Samsung stiehlt die Show

Das smarte Heim wärmt die Glotze vor, wenn die Garagentür klappt, unterbricht das Programm automatisch bei Bränden und Einbrüchen und zählt nachts durch, ob alle da sind – jemand interessiert? Der Mensch lässt sich ja gern faszinieren von den Finessen der Technik und des Designs, aber wenn er das neue Handy dann hat, zieht er sofort eine handgenähte, gern auch vegane Hülle aus Antikleder drüber, bei deren Anblick der Designer tot umfiele – hier in Millionen Varianten zu sehen.

Die Amtssprache dieser Ausstellung ist selbstverständlich Englisch, und es wirkt auch nur noch ganz wenig komisch, wenn sich zwei deutsche Bühnen-Moderatoren auf Englisch gegenseitig die Vorzüge komplexer Wärmepumpen-Technik vorlesen. Deutsch reden nur noch die Köche, das ist auch besser so, und das Wort des Tages gehört dem Kochstar Ali Güngörmüs, der für WMF bunte Gerichte ausreicht und auf skeptische Fragen beteuert, das komme alles aus einem Dampfgarer, „da wird nichts getürkt bei mir“.

Im verwirrenden, immer wieder in Sackgassen endenden Dschungel der Ausstellung stechen die Mega-Aussteller aus allem heraus. Samsung hat wie üblich gleich den ganzen City-Cube gebucht. Da ist viel Platz für eine Warteschlange, organisiert wie bei der Gepäckkontrolle auf dem Flughafen. Am Ende wartet ein Blick aufs neue faltbare Handy, gewährt von Mitarbeitern, die das Wunderwerk mit Baumwollhandschuhen liebkosen.

Was ist wirklich neu?

Viele Dinge sind gekommen und gegangen in den letzten 20 Ifa-Jahren, das 3-D-Fernsehen, der krummgebogene Bildschirm – mal sehen, ob das Falthandy bleibt. Auch das Schicksal der E-Tretroller ist noch offen, die an vielen Ständen zu sehen sind, warum auch immer. Es gibt da aber auch ein Fahrrad mit Maserati-Logo, das sollte man wohl nicht zu ernst nehmen.

Neu, wirklich neu ist auf dieser Ausstellung, dass viel mehr gesaugt wird. Praktisch jeder Hersteller hat Akkusauger und kann damit permanent den Stand sauber halten lassen, ohne dass die Besucher über Kabel fallen.
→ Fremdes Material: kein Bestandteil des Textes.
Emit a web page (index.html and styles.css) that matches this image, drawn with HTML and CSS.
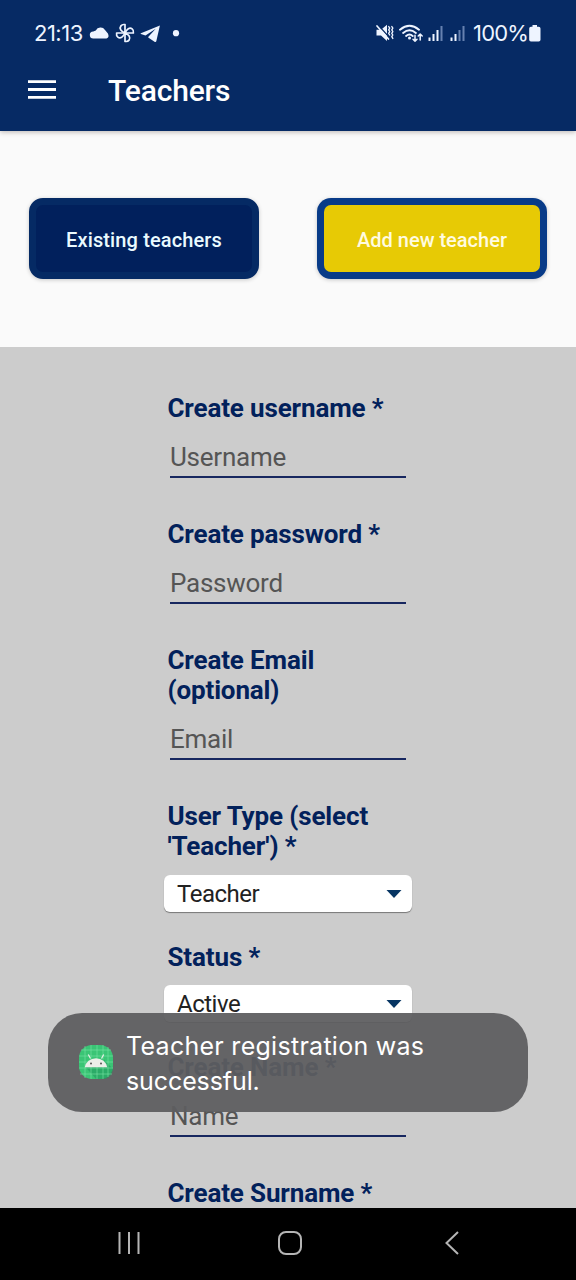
FILE: index.html
```html
<!DOCTYPE html>
<html lang="en">
<head>
<meta charset="utf-8">
<title>Teachers</title>
<link rel="stylesheet" href="styles.css">
</head>
<body>
<div class="screen">
  <header class="header">
    <div class="status">
      <span class="clock">21:13</span>
      <svg class="status-left" width="96" height="24" viewBox="0 0 96 24">
        <path fill="#eef4ff" d="M4.500 17.600a3.600 3.600 0 0 1-.2-7.200L6.800 9.600A5.300 5.300 0 0 1 16 9L18.900 12.400q1.800 3.800-1.400 5.200z"/>
        <g fill="none" stroke="#eef4ff" stroke-width="1.700" stroke-linejoin="round">
          <path d="M36 12V3.600C32.300 2.900 30.300 6 31.700 8.700Q33 10.700 36 12"/>
          <path d="M36 12V3.600C32.300 2.900 30.300 6 31.700 8.700Q33 10.700 36 12" transform="rotate(90 36 12)"/>
          <path d="M36 12V3.600C32.300 2.900 30.300 6 31.700 8.700Q33 10.700 36 12" transform="rotate(180 36 12)"/>
          <path d="M36 12V3.600C32.300 2.900 30.300 6 31.700 8.700Q33 10.700 36 12" transform="rotate(270 36 12)"/>
        </g>
        <path fill="#eef4ff" d="M70.900 4.600L51.900 12.200q-.8.500 0 .9l4.600 1.400l10.200-6.800l-7.300 8l-.2.900l6.700 4.300q1 .5 1.400-.6z"/>
        <circle cx="87" cy="12.200" r="3.100" fill="#eef4ff"/>
      </svg>
      <svg class="status-right" width="94" height="24" viewBox="0 0 94 24">
        <g fill="#eef4ff">
          <path d="M2.500 8.700h4.500l6-5V20l-6-5.500H2.500z"/>
          <circle cx="35.500" cy="17" r="1.500"/>
          <rect x="54.500" y="16.500" width="2" height="3.500"/>
          <rect x="58.500" y="13" width="2" height="7"/>
          <rect x="62.500" y="9" width="2" height="11"/>
          <rect x="76.500" y="16.500" width="2" height="3.500"/>
          <rect x="80.500" y="13" width="2" height="7"/>
        </g>
        <g fill="#6681b0">
          <rect x="66.500" y="5" width="2" height="15"/>
          <rect x="84.500" y="9" width="2" height="11"/>
          <rect x="88.500" y="5" width="2" height="15"/>
        </g>
        <path d="M4.500 4.500L15 16" stroke="#062a64" stroke-width="1.200"/>
        <g fill="none" stroke="#eef4ff" stroke-width="1.700" stroke-linecap="round" stroke-linejoin="round">
          <path d="M3 5L14.500 18"/>
          <path d="M14.700 5.500l1 1.700l-1 1.700l1 1.700l-1 1.700l1 1.700M17.800 5.500l1 1.700l-1 1.700l1 1.700l-1 1.700l1 1.700l-1 1.700l1 1.700" stroke-width="1.400"/>
          <path d="M26 8.700Q35.500 1 45 8.700M29.100 12Q35.500 6.700 41.900 12M32.100 15Q35.500 12.200 38.700 15" stroke-width="1.900"/>
          <path d="M41 14.200v6m-2-2l2 2l2-2M46.200 19v-6m-2 2l2-2l2 2" stroke-width="1.500"/>
        </g>
      </svg>
      <span class="battery-text">100%</span>
      <svg class="battery" width="12" height="17" viewBox="0 0 12 17"><path fill="#eef4ff" d="M3.500 0h4.500v1.700h1.700q1.800 0 1.800 1.800v11.200q0 1.800-1.800 1.800h-7.700q-1.800 0-1.800-1.800v-11.200q0-1.800 1.800-1.800h1.500z"/></svg>
    </div>
    <div class="title-row">
      <svg class="menu" width="28" height="20" viewBox="0 0 28 20"><path fill="#fff" d="M0 .3h28v2.800H0zM0 8.100h28v2.800H0zM0 15.900h28v2.800H0z"/></svg>
      <h1 class="title">Teachers</h1>
    </div>
  </header>
  <nav class="tabs">
    <button class="tab existing">Existing teachers</button>
    <button class="tab add">Add new teacher</button>
  </nav>
  <main class="form">
    <div class="field"><div class="label">Create username *</div><div class="input">Username</div></div>
    <div class="field"><div class="label">Create password *</div><div class="input">Password</div></div>
    <div class="field"><div class="label">Create Email<br>(optional)</div><div class="input">Email</div></div>
    <div class="field choice"><div class="label">User Type (select<br>'Teacher') *</div><div class="select">Teacher<svg width="16" height="8" viewBox="0 0 16 8"><path fill="#073563" d="M.5 0h15L8 8z"/></svg></div></div>
    <div class="field choice"><div class="label">Status *</div><div class="select">Active<svg width="16" height="8" viewBox="0 0 16 8"><path fill="#073563" d="M.5 0h15L8 8z"/></svg></div></div>
    <div class="field"><div class="label">Create Name *</div><div class="input">Name</div></div>
    <div class="field"><div class="label">Create Surname *</div></div>
  </main>
  <footer class="navbar">
    <svg width="24" height="26" viewBox="0 0 24 26"><path d="M2.500 2v22M12 2v22M21.500 2v22" stroke="#b5b5b5" stroke-width="2"/></svg>
    <svg class="home" width="26" height="26" viewBox="0 0 26 26"><rect x="2" y="2" width="22" height="22" rx="7" fill="none" stroke="#b5b5b5" stroke-width="2"/></svg>
    <svg width="18" height="26" viewBox="0 0 18 26"><path d="M15 2L3.500 13L15 24" fill="none" stroke="#b5b5b5" stroke-width="2"/></svg>
  </footer>
  <div class="toast">
    <svg class="app-icon" width="34" height="34" viewBox="0 0 34 34">
      <rect width="34" height="34" rx="13" fill="#3ac575"/>
      <path d="M6.500 22L17 34h9q7-2 8-10L24.500 14z" fill="#239c60" opacity=".65"/>
      <path d="M6 1v32M12 0v34M18 0v34M24 0v34M29 2v30M2 5h30M0 11h34M0 17h34M0 23h34M1 29h32" stroke="#7be3a5" stroke-width=".6"/>
      <path d="M5.800 22.300a11.300 10.500 0 0 1 22.400 0z" fill="#eceee9"/>
      <path d="M11.500 13.500L9.300 9.500M22.500 13.500l2.200-4" stroke="#eceee9" stroke-width="1.200"/>
      <circle cx="12" cy="18.500" r="1" fill="#555"/><circle cx="22" cy="18.500" r="1" fill="#555"/>
    </svg>
    <div class="toast-text"><span class="toast-first">Teacher registration was</span><br><span class="toast-second">successful.</span></div>
  </div>
</div>
</body>
</html>
```
FILE: styles.css
```css
* { box-sizing: border-box; }
body { margin: 0; font-family: Roboto, "Liberation Sans", sans-serif; }
svg { display: block; flex: none; }
.screen { position: relative; width: 576px; height: 1280px; display: flex; flex-direction: column; overflow: hidden; background: #fafafa; }
.header { height: 131px; flex: none; background: #062a64; box-shadow: 0 1px 5px rgba(40, 20, 10, .3); z-index: 1; }
.status { height: 65px; padding: 1px 33px 0 34px; display: flex; align-items: center; color: #eef4ff; }
.clock { font: 22px/26px Inter, sans-serif; letter-spacing: -.5px; width: 55px; flex: none; }
.status-right { margin-left: 189px; }
.battery-text { font: 22px/26px Inter, sans-serif; letter-spacing: -.8px; width: 57px; margin-left: 5px; flex: none; }
.battery { margin-left: -1px; }
.title-row { padding: 8px 28px 0; display: flex; align-items: center; }
.menu { margin-bottom: 2px; }
.title { margin: 0 0 0 52px; font-size: 30px; line-height: 35px; font-weight: 500; letter-spacing: -.15px; color: #fff; }
.tabs { height: 216px; flex: none; padding: 67px 29px 0; display: flex; justify-content: space-between; }
.tab { width: 230px; height: 81px; padding: 2px 0 0; border-radius: 14px; font: 500 20px/24px Roboto, sans-serif; box-shadow: 0 1px 4px rgba(0, 0, 0, .2); }
.existing { background: #01205c; border: 7px solid #052a64; color: #eafaff; letter-spacing: .12px; }
.add { background: linear-gradient(#e7ca05, #e7ca05) padding-box, #083b88 border-box; border: 7px solid transparent; color: #fffbe0; }
.form { flex: 1; min-height: 0; overflow: hidden; background: #ccc; padding: 46px 164px 0; }
.field { padding-bottom: 41px; }
.label { padding-left: 3.500px; font-size: 26px; line-height: 30.200px; font-weight: 700; letter-spacing: -.14px; color: #02215b; white-space: nowrap; }
.input { margin: 0 6px; height: 54.800px; padding-top: 19px; border-bottom: 2px solid #17275f; font-size: 26px; line-height: 31px; letter-spacing: -.25px; color: #555; }
.choice { padding-bottom: 30px; }
.select { margin-top: 13px; height: 37px; padding: 2px 10px 0 13px; display: flex; justify-content: space-between; align-items: center; border-radius: 6px; background: #fff; box-shadow: 0 1px 1px #777; font-size: 24px; line-height: 30px; letter-spacing: -.5px; color: #222; }
.navbar { height: 72px; flex: none; background: #000; padding: 0 115px 2px 117px; display: flex; align-items: center; justify-content: space-between; }
.home { margin-right: 4px; }
.toast { position: absolute; left: 48px; top: 1013px; width: 480px; height: 99px; border-radius: 34px; background: rgba(93, 93, 96, .94); display: flex; align-items: center; padding-left: 31px; }
.app-icon { margin-bottom: 2px; }
.toast-text { margin-left: 13px; padding-top: 2px; font: 25px/35px Inter, sans-serif; color: #fff; white-space: nowrap; }
.toast-first { letter-spacing: .28px; }
.toast-second { letter-spacing: -.1px; }
```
Nur ein Problem scheint immer noch ungelöst: die Fingerabdrücke. Überall wischen Mitarbeiter voll analog angestrengt auf den schönen glatten Displays und Lackoberflächen herum, kann denn da nicht mal jemand was Smartes erfinden? Das wäre doch ein Thema für die Ifa 2020.

Die Ifa findet vom 6. bis 11. September auf dem Berliner Messegelände statt und ist täglich von 10 bis 18 Uhr geöffnet. Nutzer des ÖPNV erreichen das Messegelände über die U-Bahnstationen Kaiserdamm und Theodor-Heuss-Platz oder die S-Bahnstationen Messe Nord/ICC und Messe Süd. Es stehen Parkplätze zur Verfügung, bei großer Nachfrage werden Shuttle-Busse zu umliegenden Parkmöglichkeiten eingerichtet.